Voraussetzung ist ein Anspruch und der Bezug von Familienbeihilfe (Anm.: Diese wird nach der Geburt beantragt, das Kindergeld dagegen folgt erst nach acht Wochen dem Wochengeld) Dazu kommt der rechtmäßige Aufenthalt in Österreich, wobei hier der „Mittelpunkt des Lebensinteresses“ sein muss. Dafür müssen z. B. Hauptwohnsitz, familiäre Bindungen etc. in Österreich sein („engere persönliche und wirtschaftliche Beziehungen als zu einem anderen Staat“). Für im Ausland betreute Kinder gibt es normalerweise kein Geld, bei Bezug einer gleichartigen ausländischen Leistung wird das Kinderbetreuungsgeld ruhend gestellt. Weiters müssen Bezieher und Kind in einem Haushalt wohnen, die (im Mutter-Kind-Pass) vorgeschriebenen Untersuchungen durchgeführt werden, wobei auch für Adoptiv- und Pflegekinder Kinderbetreuungsgeld ausbezahlt wird. Allerdings darf die individuelle Zuverdienstgrenze nie überschritten werden. Sie liegt bei 60 Prozent der Letztbezüge, mindestens aber bei 16.200 Euro pro Jahr.

4. Welche Reformen sind geplant? Welche Modelle gibt es?

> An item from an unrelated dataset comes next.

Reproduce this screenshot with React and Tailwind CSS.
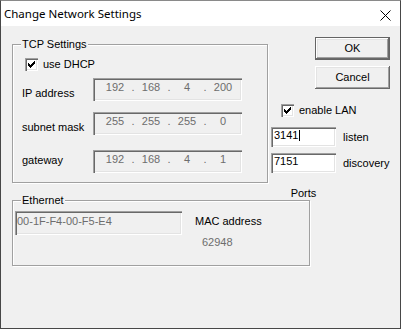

Derzeit gibt es Varianten von zwölf bis 30 Monaten, dazu eine einkommensabhängige Variante (80 Prozent vom bisherigen Einkommen, maximal 66 Euro pro Tag). Ab März 2017 wird das System reformiert. Es kommt das neue, flexiblere Kindergeld, welches die Koalition im Juli beschlossen hat. Es bringt neben der einkommensabhängigen Variante ein Kinderbetreuungsgeld-Konto anstelle der vier Pauschalmodelle.